TASK PROMPT: Looking at the data below, count the lines that contain the string "index". Write only the total.

INPUT DATA:
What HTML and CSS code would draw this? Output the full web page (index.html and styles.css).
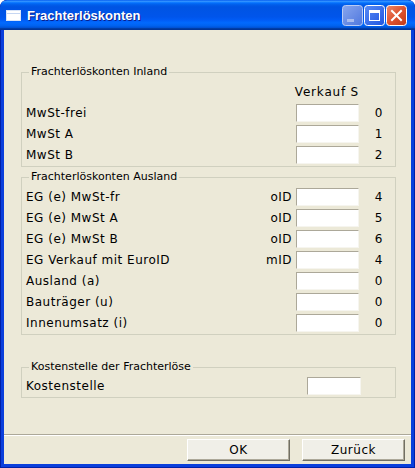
FILE: index.html
```html
<!DOCTYPE html>
<html>
<head>
<meta charset="utf-8">
<link rel="stylesheet" href="styles.css">
</head>
<body>
<div class="window">
  <div class="titlebar">
    <svg class="app-icon" width="15" height="11" viewBox="0 0 15 11">
      <rect x="0.5" y="0.5" width="14" height="10" fill="#ffffff" stroke="#d8e4f8"/>
      <rect x="1" y="1" width="13" height="2" fill="#ffffff"/>
      <rect x="1" y="3" width="13" height="1" fill="#c6d6f2"/>
    </svg>
    <span class="title">Frachterlöskonten</span>
    <div class="controls">
      <svg class="ctl" width="21" height="21" viewBox="0 0 21 21">
        <defs><linearGradient id="gmin" x1="0" y1="0" x2="1" y2="1"><stop offset="0" stop-color="#88a6ee"/><stop offset="1" stop-color="#4f77de"/></linearGradient></defs>
        <rect x="0.5" y="0.5" width="20" height="20" rx="3" fill="url(#gmin)" stroke="#b9cbf4"/>
        <rect x="5" y="14" width="7" height="3" fill="#a9bcef"/>
      </svg>
      <svg class="ctl" width="21" height="21" viewBox="0 0 21 21">
        <defs><linearGradient id="gmax" x1="0" y1="0" x2="1" y2="1"><stop offset="0" stop-color="#5a8cf5"/><stop offset="1" stop-color="#1f55e0"/></linearGradient></defs>
        <rect x="0.5" y="0.5" width="20" height="20" rx="3" fill="url(#gmax)" stroke="#ffffff"/>
        <rect x="5.5" y="5.5" width="10" height="10" fill="none" stroke="#ffffff"/>
        <rect x="5" y="5" width="11" height="3" fill="#ffffff"/>
      </svg>
      <svg class="ctl" width="21" height="21" viewBox="0 0 21 21">
        <defs><linearGradient id="gcls" x1="0" y1="0" x2="1" y2="1"><stop offset="0" stop-color="#ee8a6a"/><stop offset="0.5" stop-color="#de5330"/><stop offset="1" stop-color="#c23a17"/></linearGradient></defs>
        <rect x="0.5" y="0.5" width="20" height="20" rx="3" fill="url(#gcls)" stroke="#ffffff"/>
        <path d="M6 6 L15 15 M15 6 L6 15" stroke="#ffffff" stroke-width="2" stroke-linecap="square"/>
      </svg>
    </div>
  </div>
  <div class="client">
    <fieldset class="group g1">
      <legend>Frachterlöskonten Inland</legend>
      <div class="head">Verkauf S</div>
      <div class="row"><span class="lbl">MwSt-frei</span><span class="tag"></span><span class="inp"></span><span class="num">0</span></div>
      <div class="row"><span class="lbl">MwSt A</span><span class="tag"></span><span class="inp"></span><span class="num">1</span></div>
      <div class="row"><span class="lbl">MwSt B</span><span class="tag"></span><span class="inp"></span><span class="num">2</span></div>
    </fieldset>
    <fieldset class="group g2">
      <legend>Frachterlöskonten Ausland</legend>
      <div class="row"><span class="lbl">EG (e) MwSt-fr</span><span class="tag">oID</span><span class="inp"></span><span class="num">4</span></div>
      <div class="row"><span class="lbl">EG (e) MwSt A</span><span class="tag">oID</span><span class="inp"></span><span class="num">5</span></div>
      <div class="row"><span class="lbl">EG (e) MwSt B</span><span class="tag">oID</span><span class="inp"></span><span class="num">6</span></div>
      <div class="row"><span class="lbl">EG Verkauf mit EuroID</span><span class="tag">mID</span><span class="inp"></span><span class="num">4</span></div>
      <div class="row"><span class="lbl">Ausland (a)</span><span class="tag"></span><span class="inp"></span><span class="num">0</span></div>
      <div class="row"><span class="lbl">Bauträger (u)</span><span class="tag"></span><span class="inp"></span><span class="num">0</span></div>
      <div class="row"><span class="lbl">Innenumsatz (i)</span><span class="tag"></span><span class="inp"></span><span class="num">0</span></div>
    </fieldset>
    <fieldset class="group g3">
      <legend>Kostenstelle der Frachterlöse</legend>
      <div class="row single"><span class="lbl">Kostenstelle</span><span class="inp"></span></div>
    </fieldset>
    <div class="footer">
      <div class="buttons">
        <button class="btn">OK</button>
        <button class="btn">Zurück</button>
      </div>
    </div>
  </div>
</div>
</body>
</html>
```
FILE: styles.css
```css
html, body {
  margin: 0;
  padding: 0;
  background: #ffffff;
}
.window {
  width: 415px;
  height: 468px;
  background: #0a3fdc;
  border-radius: 7px 7px 0 0;
  box-shadow: inset 0 0 0 1px #0020a8;
  overflow: hidden;
  display: flex;
  flex-direction: column;
}
.titlebar {
  height: 30px;
  flex: none;
  display: flex;
  align-items: flex-start;
  background: linear-gradient(to bottom, #0058ee 0%, #3593ff 4%, #288eff 6%, #127dff 8%, #036ffc 10%, #0262ee 14%, #0057e5 20%, #0054e3 24%, #0055eb 56%, #005bf5 66%, #026afe 76%, #0062ef 86%, #0052d6 92%, #0040ab 94%, #003092 100%);
  border-radius: 7px 7px 0 0;
}
.app-icon {
  margin: 10px 0 0 6px;
  flex: none;
}
.title {
  margin: 8px 0 0 6px;
  font-family: "Liberation Sans", Arial, sans-serif;
  font-weight: bold;
  font-size: 13px;
  line-height: 15px;
  color: #ffffff;
  text-shadow: 1px 1px 0 #0a1e8c;
  flex: 1;
}
.controls {
  display: flex;
  gap: 1px;
  margin: 5px 8px 0 0;
}
.ctl {
  display: block;
}
.client {
  margin: 0 4px 4px 4px;
  height: 434px;
  background: #ece9d8;
  display: flex;
  flex-direction: column;
  font-family: "DejaVu Sans", Verdana, sans-serif;
  font-size: 12px;
  color: #000000;
}
.group {
  margin: 0 15px 0 17px;
  padding: 3px 12px 0 4px;
  border: 1px solid #d0d0bf;
  min-width: 0;
}
.group legend {
  font-size: 11px;
  line-height: 12px;
  letter-spacing: 0;
  padding: 0 2px;
  margin-left: 3px;
  color: #000000;
}
.g1 { margin-top: 36px; }
.g2 { margin-top: 4px; padding-top: 4px; }
.g3 { margin-top: 26px; }
.head {
  height: 22px;
  display: flex;
  align-items: center;
  justify-content: flex-end;
  padding-right: 24px;
  letter-spacing: 0.8px;
}
.row {
  height: 21px;
  display: grid;
  grid-template-columns: 1fr auto 63px 24px;
  align-items: start;
  line-height: 21px;
  letter-spacing: 0.5px;
}
.row.single {
  grid-template-columns: 1fr 54px 22px;
}
.lbl {
  white-space: nowrap;
}
.tag {
  padding-right: 4px;
  text-align: right;
}
.inp {
  display: block;
  height: 18px;
  margin-top: 1px;
  box-sizing: border-box;
  background: #ffffff;
  border-top: 1px solid #aca899;
  border-left: 1px solid #aca899;
  border-right: 1px solid #f6f5ef;
  border-bottom: 1px solid #f6f5ef;
}
.num {
  text-align: right;
}
.footer {
  margin-top: auto;
  border-top: 1px solid #aca899;
  box-shadow: inset 0 1px 0 #ffffff;
  padding: 4px 6px 3px 0;
}
.buttons {
  display: flex;
  justify-content: flex-end;
  gap: 12px;
}
.btn {
  width: 103px;
  height: 22px;
  margin: 0;
  padding: 0;
  font-family: "DejaVu Sans", Verdana, sans-serif;
  font-size: 12px;
  letter-spacing: 0.5px;
  color: #000000;
  background: #f0efe8;
  border: 1px solid;
  border-color: #ffffff #716f64 #716f64 #ffffff;
  box-shadow: inset -1px -1px 0 #aca899;
  border-radius: 0;
}
```
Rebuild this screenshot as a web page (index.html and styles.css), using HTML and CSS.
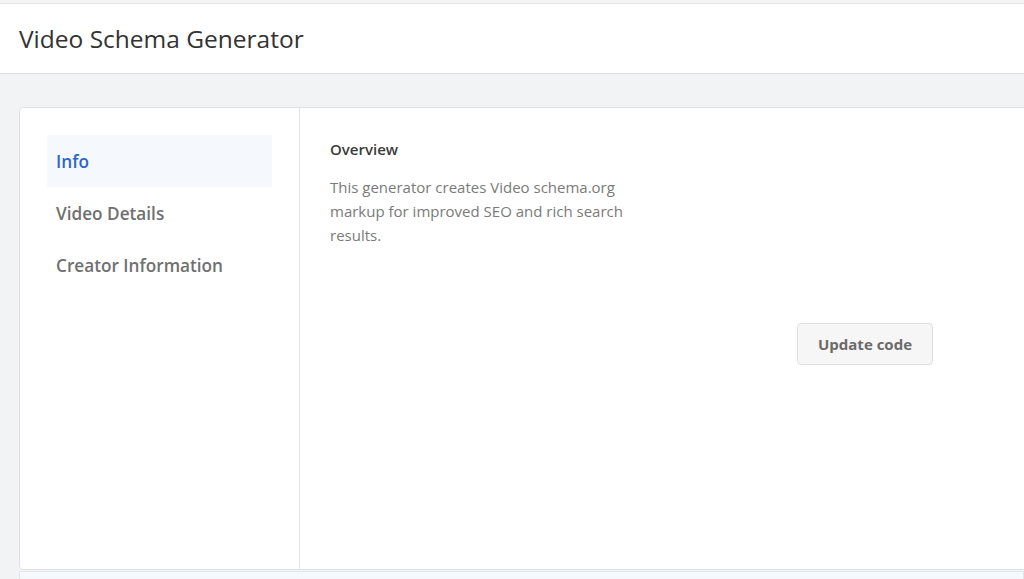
FILE: index.html
```html
<!DOCTYPE html>
<html lang="en">
<head>
<meta charset="UTF-8" />
<meta name="viewport" content="width=device-width, initial-scale=1.0" />
<title>Video Schema Generator</title>
<link rel="stylesheet" href="styles.css">
</head>
<body>
  <div class="topbar"></div>
  <header class="page-header">
    <h1>Video Schema Generator</h1>
  </header>
  <main class="page">
    <div class="generator">
      <nav class="sidebar">
        <a class="nav-item active" href="#">Info</a>
        <a class="nav-item" href="#">Video Details</a>
        <a class="nav-item" href="#">Creator Information</a>
      </nav>
      <section class="content">
        <div class="overview">
          <h2>Overview</h2>
          <p>This generator creates Video schema.org markup for improved SEO and rich search results.</p>
        </div>
        <div class="actions">
          <button class="btn">Update code</button>
        </div>
      </section>
    </div>
    <div class="output"></div>
  </main>
</body>
</html>
```

FILE: styles.css
```css
* { box-sizing: border-box; }
html, body { height: 100%; }
body {
  margin: 0;
  font-family: "Open Sans", "Noto Sans", sans-serif;
  background: #f2f3f5;
  color: #333;
  overflow: hidden;
}
.topbar {
  height: 4px;
  background: #f3f3f4;
  border-bottom: 1px solid #e4e4e6;
}
.page-header {
  background: #fff;
  height: 70px;
  border-bottom: 1px solid #dcdcdf;
  display: flex;
  align-items: center;
  padding: 0 19px;
}
.page-header h1 {
  margin: 0;
  font-size: 24.5px;
  font-weight: 400;
  color: #333;
}
.page {
  padding: 33px 0 0 19px;
}
.generator {
  width: 1100px;
  height: 463px;
  display: flex;
  background: #fff;
  border: 1px solid #dde1e6;
  border-radius: 4px;
}
/* Sidebar */
.sidebar {
  width: 280px;
  border-right: 1px solid #e3e5e8;
  padding: 27px 27px 0 27px;
  display: flex;
  flex-direction: column;
}
.nav-item {
  display: block;
  height: 52px;
  line-height: 54px;
  padding: 0 9px;
  font-size: 17.2px;
  font-weight: 600;
  color: #707070;
  text-decoration: none;
}
.nav-item.active {
  background: #f5f8fd;
  color: #2d67c4;
}
/* Content */
.content {
  flex: 1;
  display: flex;
  padding: 29px 30px 0 30px;
}
.overview {
  width: 467px;
}
.overview h2 {
  margin: 0 0 14px;
  font-size: 15px;
  font-weight: 600;
  color: #3a3a3a;
  line-height: 24px;
}
.overview p {
  margin: 0;
  width: 305px;
  font-size: 15px;
  line-height: 24px;
  color: #7a7a7a;
}
.actions {
  padding-top: 186px;
}
.btn {
  width: 136px;
  height: 42px;
  background: #f6f6f6;
  border: 1px solid #e0e0e0;
  border-radius: 4px;
  font-family: inherit;
  font-size: 15px;
  font-weight: 700;
  color: #6a6a6a;
  cursor: pointer;
}
.output {
  margin-top: 1px;
  height: 40px;
  background: #f5f8fd;
  border: 1px solid #e3e6ea;
}
```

TASK OUTPUT: 4